Indermit Gill, the World Bank’s chief economist, said about 60% of the poorest countries are already at high risk of debt distress or already in distress. He said it was more difficult for poor countries to renegotiate and reschedule their debts when they were locked into agreements with private banks where the details of the deal were opaque.
More than £63bn will be spent by the 75 countries, many of them in sub-Saharan Africa, that make up the poorest nations, to cover loans taken out mostly over the past decade and higher interest rates. At the end of 2021, the external debt of low and middle-income economies totalled $9tn, more than double the amount a decade ago.
The World Bank said it was concerned that debt payments were consuming more of government spending in poor countries when they were already struggling to provide education and health services. It said social unrest was the likely consequence if poor nations were forced to divert cash from welfare programmes to debt interest payments.
The World Bank explained, “A comprehensive approach is needed to reduce debt, increase transparency, and facilitate swifter restructuring – so countries can focus on spending that supports growth and reduces poverty. Without it, many countries and their governments face a fiscal crisis and political instability, with millions of people falling into poverty.”
A strong rise in the value of the dollar since 2019 was also cited by the report for making the situation worse. Most loans are made in dollars and the strengthening US currency means poor countries suffer a fall in the value of their own currency and are less able to finance their debts.
A shift in borrowing by developing nations away from richer governments – known as the Paris Club of lenders – to private banks and non-governmental sources has resulted in the payback time for loans to more than halve and interest rates to rocket. The average length of a Paris Club loan was 25 years compared with the average 12 years offered by private lenders, and the average annual interest rate increased from 2% to 5%.
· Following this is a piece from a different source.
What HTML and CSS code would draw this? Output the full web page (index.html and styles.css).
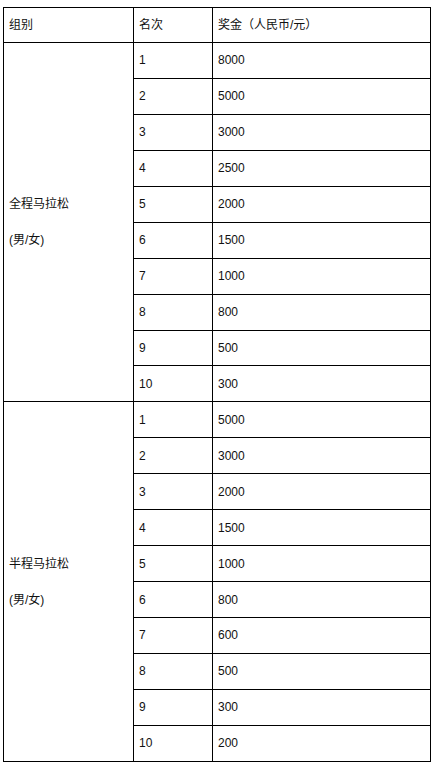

By the end of 2021, 61% of long-term public and publicly guaranteed debt worth $3.6tn was owed to private creditors rather than Paris Club or other official creditors, compared with 46% in 2010.
China is on course to be the biggest single creditor to poor countries after a lending spree over the last decade to fund major infrastructure projects. China is expected to account for 66% of the debt-service payments made this year by IDA countries on their official bilateral debt. India, Russia and Turkey have also become major creditors to poor countries in a series of deals that are mostly hidden by commercially confidential contracts.
Government debt levels as a share of GDP increased in more than 100 developing countries between 2019 and 2021. It said (excluding China), this increase is estimated at about $2tn.
“Almost all developing countries have been left to face an impossible trade-off in a context marred by a pandemic, geopolitical instability and climate distress,” said Unctad secretary-general, Rebeca Grynspan.